Spell checkers: Store a dictionary of valid words; any word not in the filter is definitely misspelled.
Variants and Extensions
Counting Bloom filters replace single bits with counters, enabling deletions. When you add an element, increment the counters; when you delete, decrement them. The trade-off is 3-4x more memory.
Scalable Bloom filters grow dynamically by chaining multiple filters. When one fills up, create a new one with a tighter false positive rate. Query all filters; if any says “no,” the element isn’t present.
Cuckoo filters offer better space efficiency for the same false positive rate and support deletions without the memory overhead of counting filters. Use them when you need deletion support and can accept slightly more complex implementation.
Trade-offs and When Not to Use
Bloom filters are wrong for several scenarios:
- When false positives are unacceptable: Security checks, financial transactions, or anywhere a false positive causes real harm.
- When you need the actual data back: Bloom filters only answer membership questions; they don’t store values.
- When the set is small: Below a few thousand items, a regular hash set is simpler and often faster.

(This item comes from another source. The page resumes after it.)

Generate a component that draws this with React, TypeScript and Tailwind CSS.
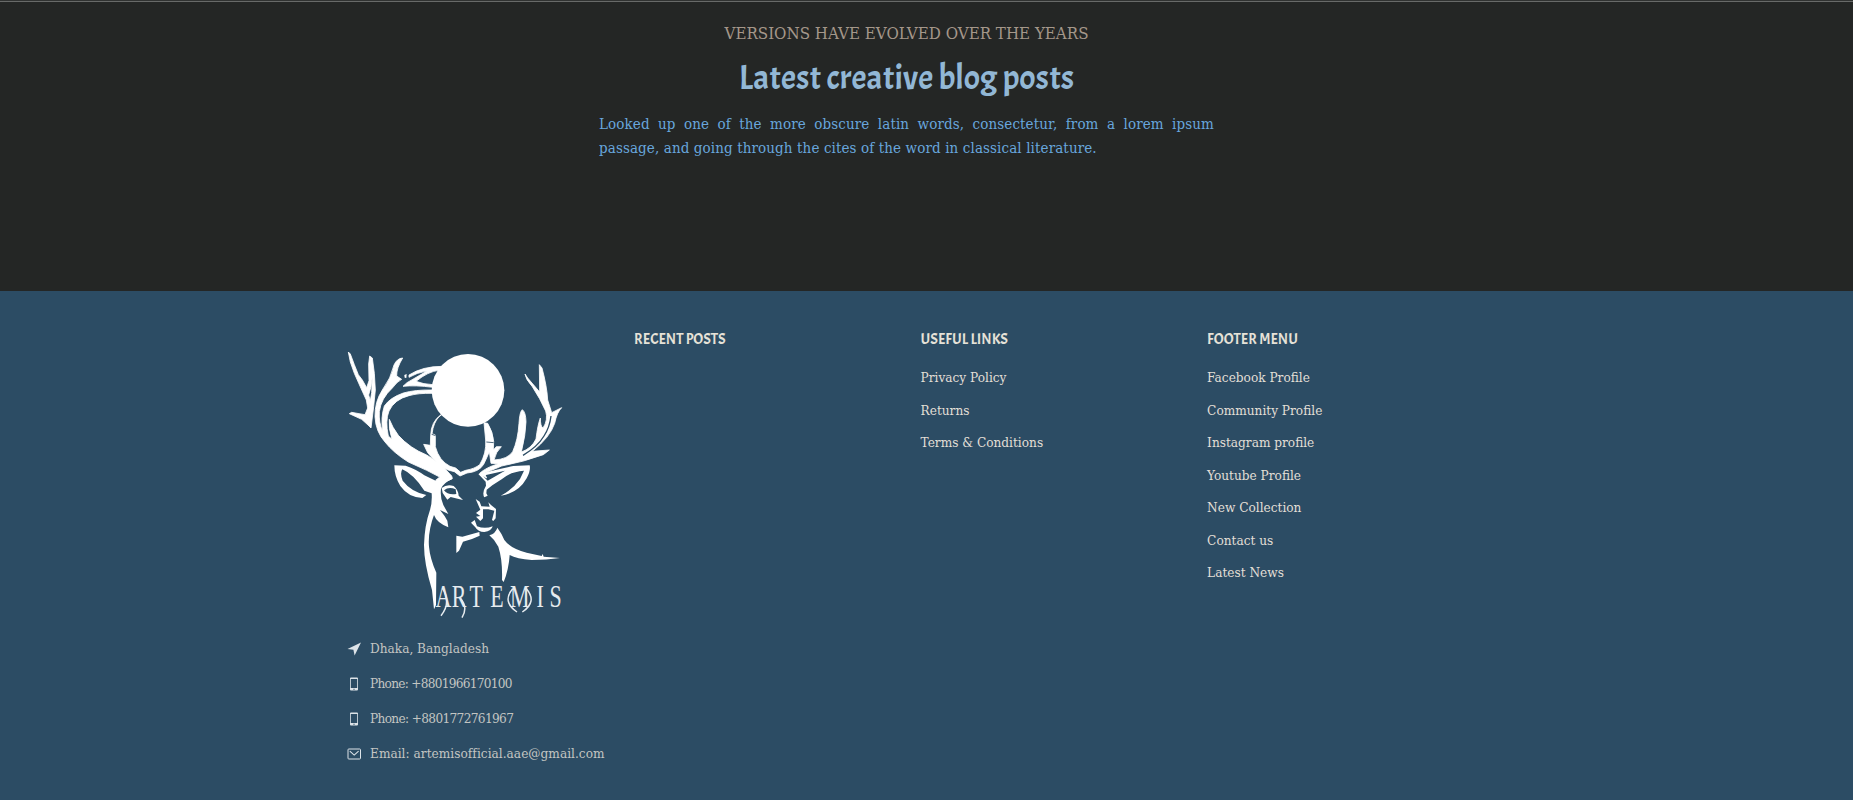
import type { ReactNode } from "react";

const usefulLinks = ["Privacy Policy", "Returns", "Terms & Conditions"];

const footerMenu = [
  "Facebook Profile",
  "Community Profile",
  "Instagram profile",
  "Youtube Profile",
  "New Collection",
  "Contact us",
  "Latest News",
];

function ArtemisLogo() {
  return (
    <svg viewBox="36 30 648 810" className="block h-[270px] w-[216px] overflow-visible" fill="white" role="img" aria-label="Artemis">
      <circle cx="399" cy="151" r="109" />
      <g stroke="white" strokeWidth="2.5" strokeLinejoin="round">
        {/* outer left antler */}
        <path
          fillRule="evenodd"
          d="M40 36 L46 42 L58 74 L70 104 L82 120 L95 143 L102 122 L101 72 L104 48 L112 54 L118 100 L121 150 L116 200 L111 240 L108 264 L99 255 L80 238 L43 221 L50 217 L72 221 L90 224 L98 204 L94 180 L78 145 L58 100 L46 66Z M101 165 L106 182 L110 158 L112 110 L108 140Z"
        />
        {/* main left beam */}
        <path d="M203 54 Q186 55 177 75 Q168 115 142 150 Q119 185 120 230 Q122 275 150 306 Q175 338 220 366 L275 391 L314 411 L302 421 L316 432 L352 416 L350 408 Q318 370 275 345 Q225 325 190 286 Q172 262 163 238 Q160 265 171 298 L160 288 Q150 242 162 213 Q178 178 222 167 Q250 159 291 160 L291 150 Q240 149 205 159 Q165 173 148 198 Q137 232 143 274 Q131 248 133 215 Q138 175 172 144 Q187 124 200 118 L185 108 Q184 85 203 54Z" />
        <path d="M208 105 L215 102 L214 114 L209 113Z" stroke="none" />
        <path d="M222 105 Q262 79 322 79 L312 91 Q280 94 243 124 Q265 133 294 134 L294 142 Q240 135 204 139 L216 128 L276 93 Q245 98 222 112Z" />
        {/* inner tines and the right antler */}
        <path d="M320 224 Q302 235 294 265 L291 281 L301 285 L301 320 Q312 362 345 379 L362 384 L377 397 L392 391 Q420 386 434 374 Q455 340 452 300 L447 248 L458 250 Q474 276 476 304 L475 330 L484 320 L499 320 Q482 336 477 360 Q518 358 533 335 Q549 300 552 250 Q554 215 562 209 Q572 216 573 245 Q572 285 559 336 Q590 325 603 297 Q608 255 616 234 Q616 260 624 264 Q640 240 632 213 Q615 175 592 140 Q572 118 570 102 L578 114 L614 156 L613 74 L621 84 Q636 140 638 180 L650 218 L680 203 Q666 216 659 250 Q645 292 592 334 L643 330 L625 344 Q565 366 500 378 L448 400 L455 414 L438 405 L434 400 Q452 383 490 371 L468 370 L463 335 Q456 352 446 373 Q432 396 396 399 L375 408 L358 395 Q322 388 306 368 L292 354 L278 338 L266 313 L286 316 L287 286 Q288 245 318 224Z" />
      </g>
      <path d="M454 306 L476 308 M290 283 L302 287" stroke="#2c4c64" strokeWidth="2.5" />
      <path d="M564 346 Q608 320 627 288 Q644 262 648 228" stroke="#2c4c64" strokeWidth="4" fill="none" />
      <g transform="translate(150 330)">
        {/* left ear, temple and cheek */}
        <path d="M28 46 L62 47 Q95 58 118 76 L152 92 L202 82 L200 88 Q177 98 168 116 Q165 145 175 165 L190 192 L165 180 Q180 198 187 212 L190 232 Q155 218 147 195 L134 183 Q142 160 140 130 L118 122 Q85 72 52 58 Q44 70 53 92 Q78 125 124 135 L112 144 Q70 142 46 108 Q28 80 28 46Z M134 183 L148 192 Q128 245 132 290 Q135 325 154 368 L153 465 L147 478 L141 420 Q117 340 117 285 Q119 225 134 183Z" />
        {/* eye */}
        <path fillRule="evenodd" d="M170 114 Q185 102 206 108 Q220 120 221 137 L234 150 L212 145 L197 141 L187 149 L173 129Z M177 121 Q188 136 214 132 L212 118 Q192 108 177 121Z" />
        {/* right ear */}
        <path
          fillRule="evenodd"
          d="M280 72 Q320 62 385 48 L434 46 Q438 60 425 85 Q400 130 347 137 Q384 118 405 87 L417 62 Q375 65 350 88 L322 106 L305 119 L304 130 L308 137 L298 142 Q290 128 303 107 L302 95Z M293 77 L308 92 L360 62Z"
        />
        {/* muzzle */}
        <path d="M272 147 L284 155 L289 169 L314 170 L310 157 L318 165 L333 177 L332 205 L325 213 L321 210 L328 182 L310 178 L294 178 L294 205 L286 213 L273 200 L286 198 L273 189 L286 179Z" />
        <path d="M258 218 L269 210 L276 229 Q300 238 323 229 Q320 243 298 246 Q279 246 271 232Z" />
        <path d="M214 257 L232 260 Q262 252 283 246 L284 257 Q262 268 234 275 L222 302 L214 309Z" />
      </g>
      {/* shoulder */}
      <path d="M463 586 Q482 580 487 563 Q500 580 508 600 Q526 625 575 638 L620 648 L623 642 L626 650 L675 654 Q635 660 590 660 Q545 657 524 645 Q521 690 506 726 L501 720 Q503 660 490 620 Q480 600 463 586Z" />
      {/* wordmark with its drawn swashes */}
      <text
        transform="scale(.7 1)"
        x="431 500 576 665 750 864 919"
        y="802"
        fontFamily="Liberation Serif, serif"
        fontSize="94"
        fill="#e6ebef"
      >
        ARTEMIS
      </text>
      <path
        d="M322 744 Q350 788 318 827 M376 775 Q400 802 381 833 M533 746 Q500 785 546 816 M574 746 Q608 785 562 816"
        fill="none"
        stroke="#e6ebef"
        strokeWidth="4.5"
      />
    </svg>
  );
}

function ArrowIcon() {
  return (
    <svg viewBox="0 0 14 14" className="size-3.5 shrink-0" fill="#dde3e8">
      <path d="M14 .5 7.6 13.5 6.4 7.7.5 7Z" />
    </svg>
  );
}

function PhoneIcon() {
  return (
    <svg viewBox="0 0 14 14" className="size-3.5 shrink-0">
      <path
        fill="#dde3e8"
        fillRule="evenodd"
        d="M4 .5h6q1 0 1 1v11q0 1-1 1H4q-1 0-1-1v-11q0-1 1-1ZM3.8 1.9v9h6.4v-9ZM6.4 11.7v1h1.2v-1Z"
      />
    </svg>
  );
}

function MailIcon() {
  return (
    <svg viewBox="0 0 14 14" className="size-3.5 shrink-0" fill="none" stroke="#dde3e8">
      <rect x="1" y="2" width="12.5" height="10" rx=".8" />
      <path d="m2.8 4.2 4.4 3.9 4.4-3.9" strokeWidth="1.1" />
    </svg>
  );
}

function Contact({ icon, children }: { icon: ReactNode; children: ReactNode }) {
  return (
    <li className="flex h-[35px] items-center gap-[9px] text-[13.5px] whitespace-nowrap text-[#c3c5c2]">
      {icon}
      {children}
    </li>
  );
}

function Column({ title, links = [] }: { title: string; links?: string[] }) {
  return (
    <div className="pt-px pl-[0.6px]">
      <h5 className="font-[Acme,'Open_Sans',sans-serif] text-[15px] leading-6 font-semibold text-[#e6e2d8] uppercase">{title}</h5>
      <ul className="mt-[9px]">
        {links.map((label) => (
          <li key={label} className="flex h-[32.5px] items-center text-[13.5px] text-[#e2dfd6]">
            <a href="#">{label}</a>
          </li>
        ))}
      </ul>
    </div>
  );
}

export default function App() {
  return (
    <div className="flex h-[800px] flex-col overflow-hidden bg-[#242625] font-['DejaVu_Serif_Condensed','DejaVu_Serif',serif]">
      <section className="h-[291px] shrink-0 border-t border-[#303231]">
        <div className="h-px bg-[#686a69]" />
        <div className="mx-auto flex w-[615px] -translate-x-[20px] flex-col items-center">
          <p className="mt-[19px] text-[16.8px] leading-6 whitespace-nowrap text-[#a4978a]">VERSIONS HAVE EVOLVED OVER THE YEARS</p>
          <h2 className="mt-[9px] font-[Acme,'Open_Sans',sans-serif] text-[33.75px] leading-[48px] font-semibold text-[#92b7d5]">
            Latest creative blog posts
          </h2>
          <p className="mt-[10px] w-full text-justify text-[15px] leading-6 tracking-[0.11px] text-[#68a6dd]">
            Looked up one of the more obscure latin words, consectetur, from a lorem ipsum passage, and going through the cites of the word in
            classical literature.
          </p>
        </div>
      </section>
      <footer className="flex-1 bg-[#2c4c64]">
        <div className="ml-[347px] grid w-[1146px] grid-cols-4 pt-9">
          <div className="pt-[23px]">
            <ArtemisLogo />
            <ul className="mt-[11px]">
              <Contact icon={<ArrowIcon />}>Dhaka, Bangladesh</Contact>
              <Contact icon={<PhoneIcon />}>
                <span className="tracking-[-0.72px]">Phone: +8801966170100</span>
              </Contact>
              <Contact icon={<PhoneIcon />}>
                <span className="tracking-[-0.65px]">Phone: +8801772761967</span>
              </Contact>
              <Contact icon={<MailIcon />}>
                <span className="tracking-[0.03px]">Email: artemisofficial.aae@gmail.com</span>
              </Contact>
            </ul>
          </div>
          <Column title="Recent Posts" />
          <Column title="Useful Links" links={usefulLinks} />
          <Column title="Footer Menu" links={footerMenu} />
        </div>
      </footer>
    </div>
  );
}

- When deletion is frequent: Standard Bloom filters don’t support deletion. Use counting Bloom filters or Cuckoo filters instead.
Decision framework: Use a Bloom filter when (1) you’re checking membership before an expensive operation, (2) false positives just mean extra work rather than incorrect results, (3) the set is large enough that memory savings matter, and (4) you rarely or never need to delete elements.
For everything else, use a hash set. Simplicity wins when the constraints don’t demand otherwise.